According to Buckingham, the song incorporates Scottish and Irish folk song influences. Buckingham originally introduced the song to the band on the guitar without any lyrics, with the working title of "Strummer." "Strummer" has appeared on various reissues of "Rumours", including the 3-disc edition released in 2013. Buckingham initially withheld the lyrics to avoid getting into an argument with Nicks over them.

==Recording==
The band initially played the song in a march rhythm, although Buckingham suggested a disco-like groove for the song after hearing the Bee Gees' "Jive Talkin'". Buckingham and co-producer Richard Dashut built up the song with four audio tracks of electric guitar and the use of chair percussion to evoke Celtic rock. A Naugahyde chair was struck with drum sticks to create the unusual percussion sound. To achieve a bright and ringy snare drum, Caillat and Richard Dashut tuned the instrument high and placed it in a large vocal booth. They miked a speaker situated in another room and layered the sounds from the device onto the snare drum track.

Originally, John McVie contributed a bass part that Ken Caillat described as "melodic" and "flowing". However, when McVie was on vacation, Buckingham put down his own bassline, one that was very simple, just quarter notes. "It worked, though," said Caillat. "Buckingham had a grand plan in his head, and he got his way. This was the start of him really calling the shots. It became a ‘my way or the highway' thing with him, which he perfected on the Tusk album." McVie would eventually rerecord the bass guitar part in accordance with Buckingham's instructions, but he made slight changes to make the part his own.

Around late May, Buckingham suggested that Fleetwood play an "aggressive" tom-tom part during the choruses. Buckingham mimed the parts for him in the control room, which Caillat described in his 2012 book, Making of Rumours. "It looked as if Lindsey was showing Mick how to kill a snake with his bare fists. He was screaming out the drumbeats with his voice, while his arms flailed wildly in rhythm. It was a very young and aggressive drum part, much in keeping with the bass part he wanted to get from John." After five to six takes, Fleetwood suggested that Buckingham record the part to demonstrate how it should be played. Upon hearing the playback, Fleetwood decided that Buckingham was better equipped to record the tom-tom fills. During the same day, Fleetwood spent several hours overdubbing some splash cymbal crashes; the band later kept the cymbal ad-libs they believed sounded the best, although Fleetwood later expressed his disappointment over the final result. "My version is in very random places. They don't really make any sense. They're in time, but they're in very odd places, and they're not uniform."

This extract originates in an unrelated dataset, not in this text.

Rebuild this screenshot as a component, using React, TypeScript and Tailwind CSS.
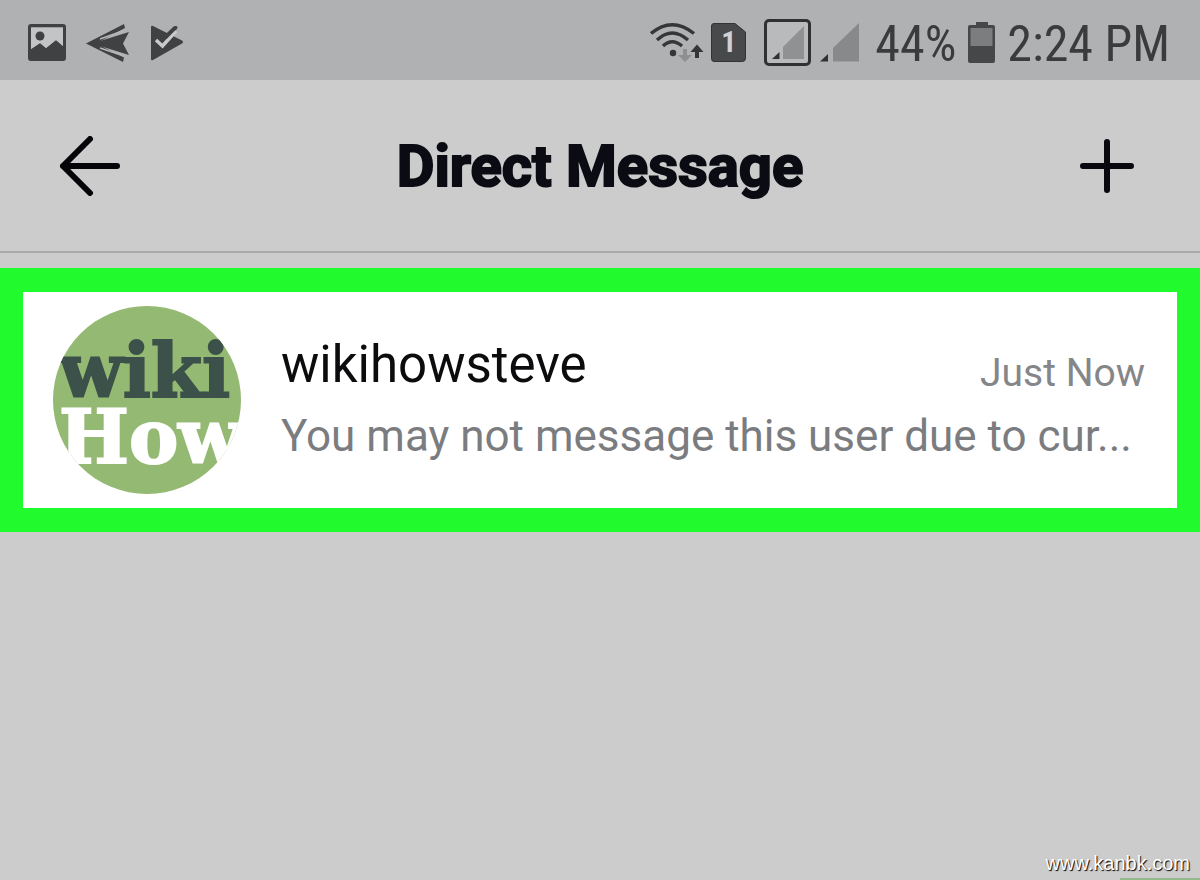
import React from "react";

function ImageIcon() {
  return (
    <svg viewBox="0 0 38 38" className="size-[38px]" aria-hidden="true">
      <path fill="#3f4142" fillRule="evenodd" d="M3 0h32q3 0 3 3v31q0 3-3 3H3q-3 0-3-3V3q0-3 3-3Zm0 3.500V25l9-6 6 5 10-8 7 6V3.500Z" />
      <path fill="#c3c4c5" d="M3 3.500V25l9-6 6 5 10-8 7 6V3.500Z" />
      <circle cx="12" cy="12" r="4.500" fill="#3f4142" />
    </svg>
  );
}

function SendIcon() {
  return (
    <svg viewBox="0 0 44 38" className="h-[38px] w-[44px]" aria-hidden="true" fill="#3f4142">
      <path d="M0 19.500 38 0 39 4 10 19.500 38 33.500 37 38Z" />
      <path d="M6 19.500 43 8 37 19.500 43 31Z" />
      <path d="M14 15 38 6.500 M14 24 38 32" stroke="#b6b7b8" strokeWidth="1.500" />
    </svg>
  );
}

function PlayCheckIcon() {
  return (
    <svg viewBox="0 0 34 36" className="h-[36px] w-[34px]" aria-hidden="true">
      <path fill="#3f4142" d="M1 2Q1 0 3 1L32 15.500q2 1.500 0 3L3 35q-2 1-2-1Z" />
      <path d="M16 0 18 9 22 10 32 4V0Z" fill="#b0b1b2" />
      <path d="M13 14.500 25 3" fill="none" stroke="#3f4142" strokeWidth="4" strokeLinecap="round" />
      <path d="m6 15 6.500 6L26 6" fill="none" stroke="#c9cacb" strokeWidth="3.500" />
      <path d="M16 12.500 26 2.500" fill="none" stroke="#3f4142" strokeWidth="3" strokeLinecap="round" />
    </svg>
  );
}

function WifiIcon() {
  return (
    <svg viewBox="0 0 54 40" className="h-[40px] w-[54px]" aria-hidden="true">
      <g fill="none" stroke="#353637" strokeWidth="3.500">
        <path d="M1 11.500Q22-6 44 11.500" />
        <path d="M7 18Q22 4 38 18" />
        <path d="M13 24Q22 15.500 32 24" />
      </g>
      <circle cx="23" cy="31" r="3.200" fill="#353637" />
      <path d="M33 27h4v6h5l-7 7-7-7h5Z" fill="#8e8f90" />
      <path d="M45 36V30h-4.500L47 22.500 53.500 30H49v6Z" fill="#353637" />
    </svg>
  );
}

function SimIcon() {
  return (
    <span className="relative flex h-[39px] w-[35px] items-center justify-center">
      <svg viewBox="0 0 35 39" className="absolute inset-0" aria-hidden="true">
        <path fill="#48494a" stroke="#323334" strokeWidth="1" d="M3 .500h21L34.500 9v26q0 3.500-3 3.500H3q-2.500 0-2.500-3V3Q.500.500 3 .500Z" />
      </svg>
      <span className="relative text-[30px] leading-none font-bold text-[#d0d1d2]">1</span>
    </span>
  );
}

function BoxedSignalIcon() {
  return (
    <svg viewBox="0 0 47 47" className="size-[47px]" aria-hidden="true">
      <rect x="1.500" y="1.500" width="44" height="44" rx="3.500" fill="#b9babb" stroke="#303132" strokeWidth="3" />
      <path d="M19 40V28L40 7V40Z" fill="#909192" />
      <path d="M8 40 15.500 33V40Z" fill="#303132" />
    </svg>
  );
}

function SignalIcon() {
  return (
    <svg viewBox="0 0 39 39" className="size-[39px]" aria-hidden="true">
      <path d="M13 38.500V25L39 0V38.500Z" fill="#88898a" />
      <path d="M0 38.500 8 31V38.500Z" fill="#303132" />
    </svg>
  );
}

function BatteryIcon() {
  return (
    <svg viewBox="0 0 27 41" className="h-[41px] w-[27px]" aria-hidden="true">
      <path d="M8 0h12v3h5q2 0 2 2v34q0 2-2 2H2q-2 0-2-2V5q0-2 2-2h6Z" fill="#464748" />
      <path d="M2.500 6h22v18h-22Z" fill="#7c7d7e" />
    </svg>
  );
}

function StatusBar() {
  return (
    <div className="flex h-20 items-center justify-between bg-[#b0b1b2] pt-1 pr-[30px] pl-7 text-[#3a3b3c]">
      <div className="flex items-center gap-5 pt-0.5">
        <ImageIcon />
        <SendIcon />
        <PlayCheckIcon />
      </div>
      <div className="flex items-center font-['Roboto_Condensed',Roboto,sans-serif] text-[50px] leading-none">
        <WifiIcon />
        <span className="ml-[7px]"><SimIcon /></span>
        <span className="ml-[18px]"><BoxedSignalIcon /></span>
        <span className="ml-[9px]"><SignalIcon /></span>
        <span className="ml-4 pt-1">44%</span>
        <span className="ml-3"><BatteryIcon /></span>
        <span className="ml-3 pt-1">2:24 PM</span>
      </div>
    </div>
  );
}

function Header() {
  return (
    <header className="flex h-[173px] items-center justify-between border-b-2 border-[#a9a9a9] pr-[66px] pl-[59px]">
      <button type="button" aria-label="Back" className="w-[62px]">
        <svg viewBox="0 0 62 60" className="h-[60px] w-[62px]" fill="none" stroke="#050509" strokeWidth="6" strokeLinecap="round" strokeLinejoin="round" aria-hidden="true">
          <path d="M31 3 4 30 31 57M4 30H58" />
        </svg>
      </button>
      <h1 className="text-[58px] leading-none font-bold text-[#0b0b13] [-webkit-text-stroke:2px_#0b0b13]">Direct Message</h1>
      <button type="button" aria-label="New message" className="flex w-[55px] justify-end">
        <svg viewBox="0 0 54 54" className="size-[54px]" fill="none" stroke="#08080e" strokeWidth="6" strokeLinecap="round" aria-hidden="true">
          <path d="M27 3V51M3 27H51" />
        </svg>
      </button>
    </header>
  );
}

function Avatar() {
  return (
    <div className="flex size-[188px] shrink-0 flex-col overflow-hidden rounded-full bg-[#94b973] pt-8 pl-1.5 font-['DejaVu_Serif',serif] text-[74px] leading-[66px] font-bold">
      <span className="text-[#3b5149] [-webkit-text-stroke:2px_#3b5149]">wiki</span>
      <span className="text-white [-webkit-text-stroke:2px_#fff]">How</span>
    </div>
  );
}

function Conversation() {
  return (
    <a href="#wikihowsteve" className="mt-[15px] flex items-center gap-10 border-x-[23px] border-y-24 border-[#21fb2e] bg-white py-[14px] pr-8 pl-[30px]">
      <Avatar />
      <div className="min-w-0 flex-1">
        <div className="flex items-end justify-between">
          <span className="text-[51px] leading-[72px] text-[#0c0c0e]">wikihowsteve</span>
          <time className="text-[39px] leading-[56px] text-[#858689]">Just Now</time>
        </div>
        <p className="text-[44px] leading-[70px] whitespace-nowrap text-[#7b7c80]">
          You may not message this user due to cur...
        </p>
      </div>
    </a>
  );
}

export default function App() {
  return (
    <div className="flex min-h-screen flex-col bg-[#cccccc] font-[Roboto,sans-serif]">
      <StatusBar />
      <Header />
      <main className="flex-1">
        <Conversation />
      </main>
      <footer className="flex flex-col items-end">
        <a href="#kanbk" className="pr-[10px] font-['Liberation_Sans',sans-serif] text-[20px] leading-[30px] text-white [text-shadow:1px_1px_1px_#000]">
          www.kanbk.com
        </a>
        <div className="h-[2px] w-20 bg-[#94b98b]" />
      </footer>
    </div>
  );
}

During the guitar solo, Buckingham overlaid a wordless vocal to enhance the effect. Music journalist Chuck Eddy uses this as a prime example of rock musicians using vocals as a bassline. According to author Cath Carroll, Buckingham's "syncopated scat singing" on this part and his singing on the "vigorous chorus" provides energy to the song. Carroll also praises Mick Fleetwood's drumming on the chorus as being some of his best. Carroll sums up the song by stating that "the romping acoustic guitars, pounding piano, and vigorous vocals combine in the final mix as an exuberant and hyper-rhythmic whole."

==Critical reception==
Pitchfork critic Jessica Hopper describes "Second Hand News" as "perhaps the most euphoric ode to rebound chicks ever written." She describes it as being similar to the hit single "Go Your Own Way" in being "upbeat but totally fuck you." Rolling Stone magazine critic John Swenson claimed that "Second Hand News" was almost as good as "Go Your Own Way." He says that despite being about the breakup of his relationship with Nicks, the song is "anything but morose, and completely outdoes the Eagles in the kiss-off genre." Musically, Swenson claims that "the chunking acoustic guitar rhythm carries the song to a joyful chorus," resulting in "timeless pop harmony." Hoye considers "Second Hand News" to be an example of one of the lesser-known songs on Rumours that is "just as great as the hits." Author Tracie Ratiner describes "Second Hand News" as one of Fleetwood Mac's "trademark songs." BBC critic Daryl Easlea calls the refrain "euphoric." Classic Rock History critic Millie Zeiler rated it Buckingham's 4th best song with Fleetwood Mac.

==Other appearances==
"Second Hand News" was included on the Fleetwood Mac compilation albums 25 Years – The Chain (1992), The Very Best of Fleetwood Mac (2002) and 50 Years – Don't Stop (2018). The track has also appeared on a couple of live set lists, including their 2013 tour and their 2018-2019 An Evening with Fleetwood Mac tour.

==Personnel==

- Lindsey Buckingham – electric guitars, acoustic guitar, chair percussion, tom toms, lead vocals
- Stevie Nicks – backing vocals
- Christine McVie – organ, backing vocals
- John McVie – bass guitar
- Mick Fleetwood – drums

==Certifications==

| Region | Certification | Certified units/sales |
| New Zealand (RMNZ) | Platinum | 30,000^{‡} |
| United Kingdom (BPI) | Gold | 400,000^{‡} |
^{‡} Sales+streaming figures based on certification alone.

==Cover versions==

Mates of State covered "Second Hand News" on their 2010 album Crushes (The Covers Mixtape). Mates of State member Jason Hammel suggested that this was "the weirdest" challenge they faced on the album. The Mates of State version begins with a reggae beat, which Hammel thought people might hate, but felt that "if people need to be stoned to enjoy this one, so be it."

Tonic covered the song on the 1998 tribute album Legacy: A Tribute to Fleetwood Mac's Rumours.

Julienne Taylor covered the song on her 2002 album Racing the Clouds Home and as a single.

Kid Rock sampled "Second Hand News" for the bassline of his 1998 song "Wasting Time."